▶ _Provided data_
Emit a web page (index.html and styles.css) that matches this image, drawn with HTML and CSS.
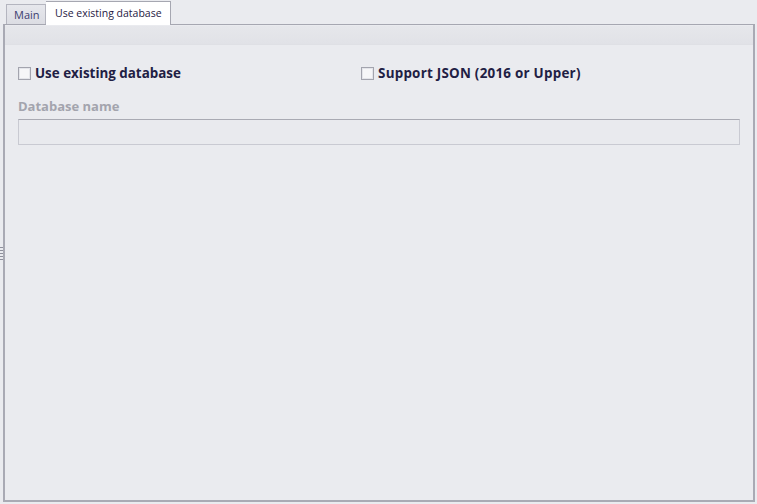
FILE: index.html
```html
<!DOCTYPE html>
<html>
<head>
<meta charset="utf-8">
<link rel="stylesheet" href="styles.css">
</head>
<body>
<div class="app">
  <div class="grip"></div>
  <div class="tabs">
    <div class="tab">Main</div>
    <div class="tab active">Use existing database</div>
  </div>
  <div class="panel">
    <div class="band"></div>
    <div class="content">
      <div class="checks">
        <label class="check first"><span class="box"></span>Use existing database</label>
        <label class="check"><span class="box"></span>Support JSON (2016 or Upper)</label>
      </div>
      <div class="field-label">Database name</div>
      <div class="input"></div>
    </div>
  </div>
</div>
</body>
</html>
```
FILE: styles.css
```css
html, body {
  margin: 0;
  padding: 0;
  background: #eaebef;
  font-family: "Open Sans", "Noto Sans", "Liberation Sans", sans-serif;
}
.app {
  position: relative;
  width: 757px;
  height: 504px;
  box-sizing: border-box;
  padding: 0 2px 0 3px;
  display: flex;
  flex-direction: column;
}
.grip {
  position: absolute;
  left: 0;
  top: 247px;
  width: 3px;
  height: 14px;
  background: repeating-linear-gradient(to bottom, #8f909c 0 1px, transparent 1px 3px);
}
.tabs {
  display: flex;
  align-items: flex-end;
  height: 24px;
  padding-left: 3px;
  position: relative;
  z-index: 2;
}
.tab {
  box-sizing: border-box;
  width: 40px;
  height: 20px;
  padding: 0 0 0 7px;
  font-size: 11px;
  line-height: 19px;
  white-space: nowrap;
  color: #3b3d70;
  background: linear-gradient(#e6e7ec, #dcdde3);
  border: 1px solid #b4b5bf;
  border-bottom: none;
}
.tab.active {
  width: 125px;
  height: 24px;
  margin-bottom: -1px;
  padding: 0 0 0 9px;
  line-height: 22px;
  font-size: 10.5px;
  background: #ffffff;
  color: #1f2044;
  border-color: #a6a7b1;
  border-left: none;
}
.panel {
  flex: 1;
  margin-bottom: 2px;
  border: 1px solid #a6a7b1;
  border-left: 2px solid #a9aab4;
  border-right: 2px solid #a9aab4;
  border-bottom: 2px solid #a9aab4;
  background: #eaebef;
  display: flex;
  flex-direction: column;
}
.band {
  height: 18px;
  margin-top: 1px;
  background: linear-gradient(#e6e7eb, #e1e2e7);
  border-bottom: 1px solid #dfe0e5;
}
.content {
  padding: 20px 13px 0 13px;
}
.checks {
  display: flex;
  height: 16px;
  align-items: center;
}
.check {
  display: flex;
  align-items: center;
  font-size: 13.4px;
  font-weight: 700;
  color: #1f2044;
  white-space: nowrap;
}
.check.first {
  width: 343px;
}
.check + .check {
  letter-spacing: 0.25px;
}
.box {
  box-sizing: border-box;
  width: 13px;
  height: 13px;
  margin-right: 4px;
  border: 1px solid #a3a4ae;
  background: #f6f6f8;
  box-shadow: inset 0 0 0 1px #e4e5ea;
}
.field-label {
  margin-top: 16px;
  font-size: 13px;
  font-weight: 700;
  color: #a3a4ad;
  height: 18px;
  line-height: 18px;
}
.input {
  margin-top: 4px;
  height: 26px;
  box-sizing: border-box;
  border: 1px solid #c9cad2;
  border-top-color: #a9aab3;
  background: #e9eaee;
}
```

▶ _Set exercise_
What is needed is an exact reproduction of the data, pictures excluded.

▶ _Output for this task_
Emit a web page (index.html and styles.css) that matches this image, drawn with HTML and CSS.
FILE: index.html
```html
<!DOCTYPE html>
<html>
<head>
<meta charset="utf-8">
<link rel="stylesheet" href="styles.css">
</head>
<body>
<div class="app">
  <div class="grip"></div>
  <div class="tabs">
    <div class="tab">Main</div>
    <div class="tab active">Use existing database</div>
  </div>
  <div class="panel">
    <div class="band"></div>
    <div class="content">
      <div class="checks">
        <label class="check first"><span class="box"></span>Use existing database</label>
        <label class="check"><span class="box"></span>Support JSON (2016 or Upper)</label>
      </div>
      <div class="field-label">Database name</div>
      <div class="input"></div>
    </div>
  </div>
</div>
</body>
</html>
```
FILE: styles.css
```css
html, body {
  margin: 0;
  padding: 0;
  background: #eaebef;
  font-family: "Open Sans", "Noto Sans", "Liberation Sans", sans-serif;
}
.app {
  position: relative;
  width: 757px;
  height: 504px;
  box-sizing: border-box;
  padding: 0 2px 0 3px;
  display: flex;
  flex-direction: column;
}
.grip {
  position: absolute;
  left: 0;
  top: 247px;
  width: 3px;
  height: 14px;
  background: repeating-linear-gradient(to bottom, #8f909c 0 1px, transparent 1px 3px);
}
.tabs {
  display: flex;
  align-items: flex-end;
  height: 24px;
  padding-left: 3px;
  position: relative;
  z-index: 2;
}
.tab {
  box-sizing: border-box;
  width: 40px;
  height: 20px;
  padding: 0 0 0 7px;
  font-size: 11px;
  line-height: 19px;
  white-space: nowrap;
  color: #3b3d70;
  background: linear-gradient(#e6e7ec, #dcdde3);
  border: 1px solid #b4b5bf;
  border-bottom: none;
}
.tab.active {
  width: 125px;
  height: 24px;
  margin-bottom: -1px;
  padding: 0 0 0 9px;
  line-height: 22px;
  font-size: 10.5px;
  background: #ffffff;
  color: #1f2044;
  border-color: #a6a7b1;
  border-left: none;
}
.panel {
  flex: 1;
  margin-bottom: 2px;
  border: 1px solid #a6a7b1;
  border-left: 2px solid #a9aab4;
  border-right: 2px solid #a9aab4;
  border-bottom: 2px solid #a9aab4;
  background: #eaebef;
  display: flex;
  flex-direction: column;
}
.band {
  height: 18px;
  margin-top: 1px;
  background: linear-gradient(#e6e7eb, #e1e2e7);
  border-bottom: 1px solid #dfe0e5;
}
.content {
  padding: 20px 13px 0 13px;
}
.checks {
  display: flex;
  height: 16px;
  align-items: center;
}
.check {
  display: flex;
  align-items: center;
  font-size: 13.4px;
  font-weight: 700;
  color: #1f2044;
  white-space: nowrap;
}
.check.first {
  width: 343px;
}
.check + .check {
  letter-spacing: 0.25px;
}
.box {
  box-sizing: border-box;
  width: 13px;
  height: 13px;
  margin-right: 4px;
  border: 1px solid #a3a4ae;
  background: #f6f6f8;
  box-shadow: inset 0 0 0 1px #e4e5ea;
}
.field-label {
  margin-top: 16px;
  font-size: 13px;
  font-weight: 700;
  color: #a3a4ad;
  height: 18px;
  line-height: 18px;
}
.input {
  margin-top: 4px;
  height: 26px;
  box-sizing: border-box;
  border: 1px solid #c9cad2;
  border-top-color: #a9aab3;
  background: #e9eaee;
}
```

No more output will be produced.